● **REQUIRED TASK**: Without including the pictures, copy out every line below.

[Start of DATA EXCERPT]

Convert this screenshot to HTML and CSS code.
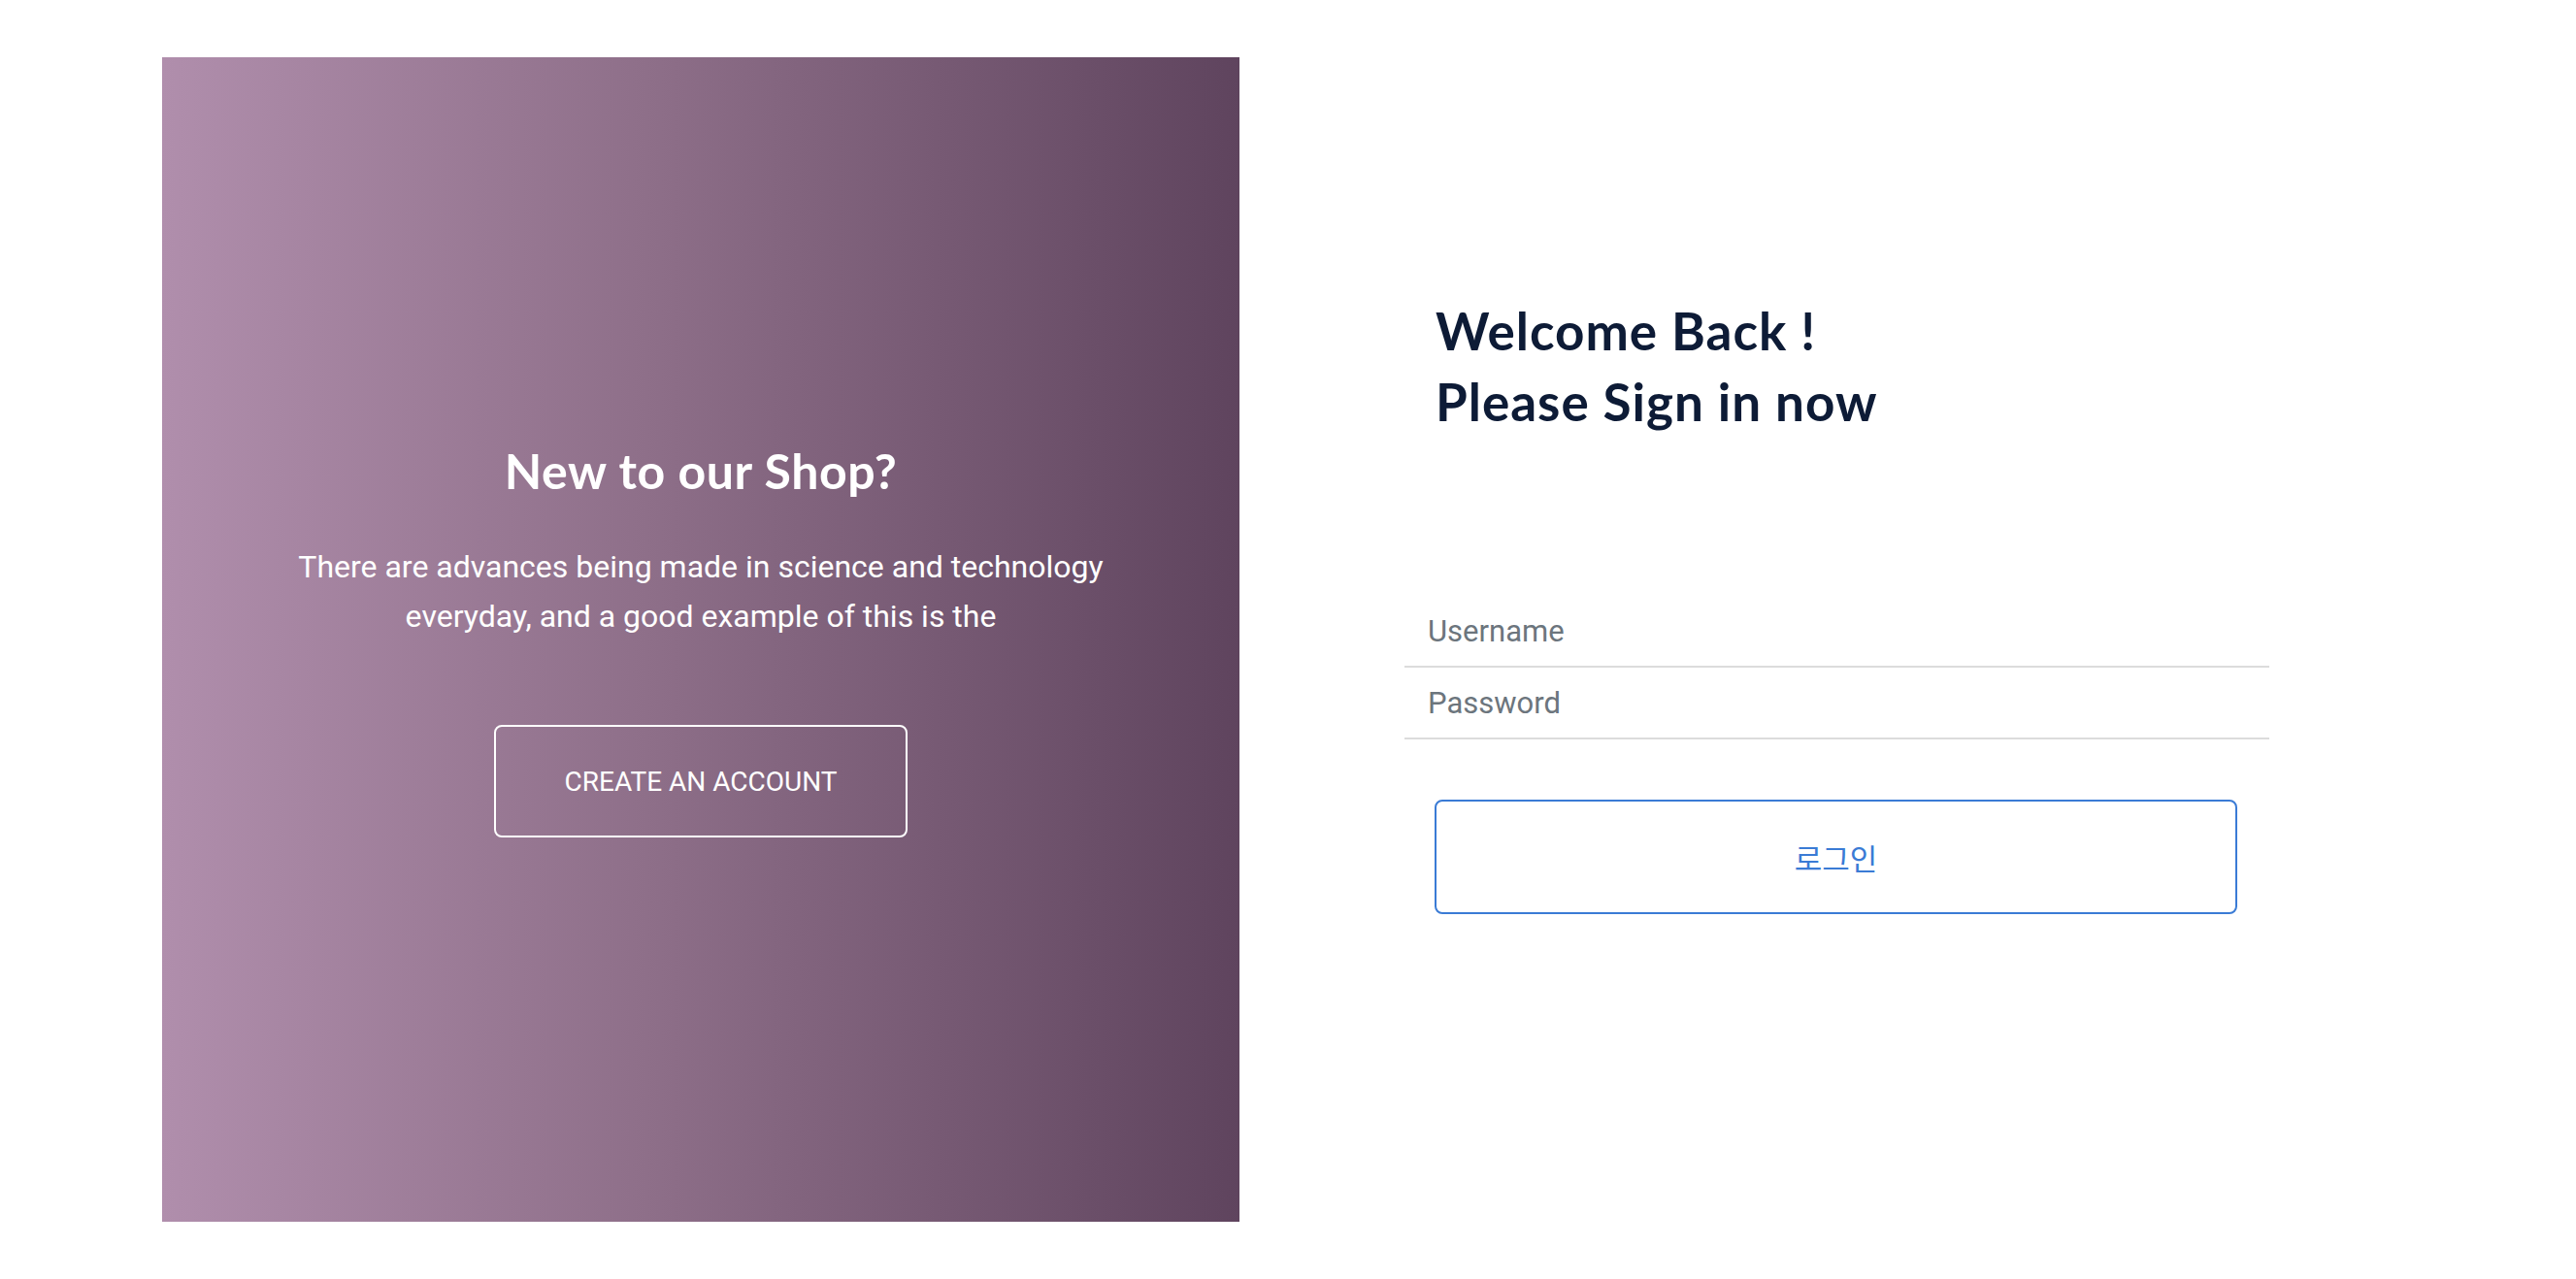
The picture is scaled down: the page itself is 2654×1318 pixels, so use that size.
FILE: index.html
```html
<!DOCTYPE html>
<html lang="ko">
<head>
<meta charset="utf-8">
<title>Sign in</title>
<link rel="stylesheet" href="styles.css">
</head>
<body>
<div class="page">
  <section class="promo">
    <h2 class="promo-title">New to our Shop?</h2>
    <p class="promo-text">There are advances being made in science and technology everyday, and a good example of this is the</p>
    <a class="promo-btn" href="#">CREATE AN ACCOUNT</a>
  </section>
  <section class="login">
    <h3 class="login-title">Welcome Back !<br>Please Sign in now</h3>
    <form class="login-form">
      <input class="field" type="text" placeholder="Username">
      <input class="field" type="password" placeholder="Password">
      <button class="login-btn" type="button">로그인</button>
    </form>
  </section>
</div>
</body>
</html>
```

FILE: styles.css
```css
html, body {
  margin: 0;
  padding: 0;
  background: #ffffff;
}
body {
  font-family: Roboto, "Noto Sans CJK KR", sans-serif;
}
.page {
  display: flex;
  align-items: flex-start;
  padding: 59px 0 0 167px;
}
.promo {
  width: 1110px;
  height: 1200px;
  box-sizing: border-box;
  background: linear-gradient(to right, #b08eac 0%, #8e6f89 45%, #5f445e 100%);
  display: flex;
  flex-direction: column;
  align-items: center;
  justify-content: center;
  padding: 0 90px;
  color: #ffffff;
  text-align: center;
}
.promo-title {
  font-family: Lato, sans-serif;
  font-weight: 700;
  font-size: 50px;
  line-height: 60px;
  margin: 0 0 44px;
  letter-spacing: 0.6px;
}
.promo-text {
  font-size: 32px;
  line-height: 51px;
  margin: 0 0 86px;
  max-width: 920px;
}
.promo-btn {
  display: flex;
  align-items: center;
  justify-content: center;
  width: 426px;
  height: 116px;
  box-sizing: border-box;
  border: 2px solid #ffffff;
  border-radius: 8px;
  color: #ffffff;
  text-decoration: none;
  font-size: 28px;
}
.login {
  width: 891px;
  margin-left: 170px;
  padding-top: 245px;
}
.login-title {
  font-family: Lato, sans-serif;
  font-weight: 700;
  font-size: 53px;
  line-height: 73px;
  color: #0d1b36;
  margin: 0 0 164px 32px;
  letter-spacing: 1px;
}
.login-form {
  display: flex;
  flex-direction: column;
}
.field {
  height: 74px;
  box-sizing: border-box;
  border: none;
  border-bottom: 2px solid #dcdcdc;
  padding: 0 24px;
  font-family: Roboto, sans-serif;
  font-size: 31px;
  color: #495057;
  outline: none;
  background: transparent;
}
.field::placeholder {
  color: #6c757d;
}
.login-btn {
  margin: 62px 33px 0 31px;
  height: 118px;
  border: 2px solid #3a7bd5;
  border-radius: 8px;
  background: #ffffff;
  color: #3a7bd5;
  font-family: "Noto Sans CJK KR", sans-serif;
  font-size: 31px;
}
```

[End of DATA EXCERPT]

● **COMPLETE RESPONSE**:
Convert this screenshot to HTML and CSS code.
The picture is scaled down: the page itself is 2654×1318 pixels, so use that size.
FILE: index.html
```html
<!DOCTYPE html>
<html lang="ko">
<head>
<meta charset="utf-8">
<title>Sign in</title>
<link rel="stylesheet" href="styles.css">
</head>
<body>
<div class="page">
  <section class="promo">
    <h2 class="promo-title">New to our Shop?</h2>
    <p class="promo-text">There are advances being made in science and technology everyday, and a good example of this is the</p>
    <a class="promo-btn" href="#">CREATE AN ACCOUNT</a>
  </section>
  <section class="login">
    <h3 class="login-title">Welcome Back !<br>Please Sign in now</h3>
    <form class="login-form">
      <input class="field" type="text" placeholder="Username">
      <input class="field" type="password" placeholder="Password">
      <button class="login-btn" type="button">로그인</button>
    </form>
  </section>
</div>
</body>
</html>
```

FILE: styles.css
```css
html, body {
  margin: 0;
  padding: 0;
  background: #ffffff;
}
body {
  font-family: Roboto, "Noto Sans CJK KR", sans-serif;
}
.page {
  display: flex;
  align-items: flex-start;
  padding: 59px 0 0 167px;
}
.promo {
  width: 1110px;
  height: 1200px;
  box-sizing: border-box;
  background: linear-gradient(to right, #b08eac 0%, #8e6f89 45%, #5f445e 100%);
  display: flex;
  flex-direction: column;
  align-items: center;
  justify-content: center;
  padding: 0 90px;
  color: #ffffff;
  text-align: center;
}
.promo-title {
  font-family: Lato, sans-serif;
  font-weight: 700;
  font-size: 50px;
  line-height: 60px;
  margin: 0 0 44px;
  letter-spacing: 0.6px;
}
.promo-text {
  font-size: 32px;
  line-height: 51px;
  margin: 0 0 86px;
  max-width: 920px;
}
.promo-btn {
  display: flex;
  align-items: center;
  justify-content: center;
  width: 426px;
  height: 116px;
  box-sizing: border-box;
  border: 2px solid #ffffff;
  border-radius: 8px;
  color: #ffffff;
  text-decoration: none;
  font-size: 28px;
}
.login {
  width: 891px;
  margin-left: 170px;
  padding-top: 245px;
}
.login-title {
  font-family: Lato, sans-serif;
  font-weight: 700;
  font-size: 53px;
  line-height: 73px;
  color: #0d1b36;
  margin: 0 0 164px 32px;
  letter-spacing: 1px;
}
.login-form {
  display: flex;
  flex-direction: column;
}
.field {
  height: 74px;
  box-sizing: border-box;
  border: none;
  border-bottom: 2px solid #dcdcdc;
  padding: 0 24px;
  font-family: Roboto, sans-serif;
  font-size: 31px;
  color: #495057;
  outline: none;
  background: transparent;
}
.field::placeholder {
  color: #6c757d;
}
.login-btn {
  margin: 62px 33px 0 31px;
  height: 118px;
  border: 2px solid #3a7bd5;
  border-radius: 8px;
  background: #ffffff;
  color: #3a7bd5;
  font-family: "Noto Sans CJK KR", sans-serif;
  font-size: 31px;
}
```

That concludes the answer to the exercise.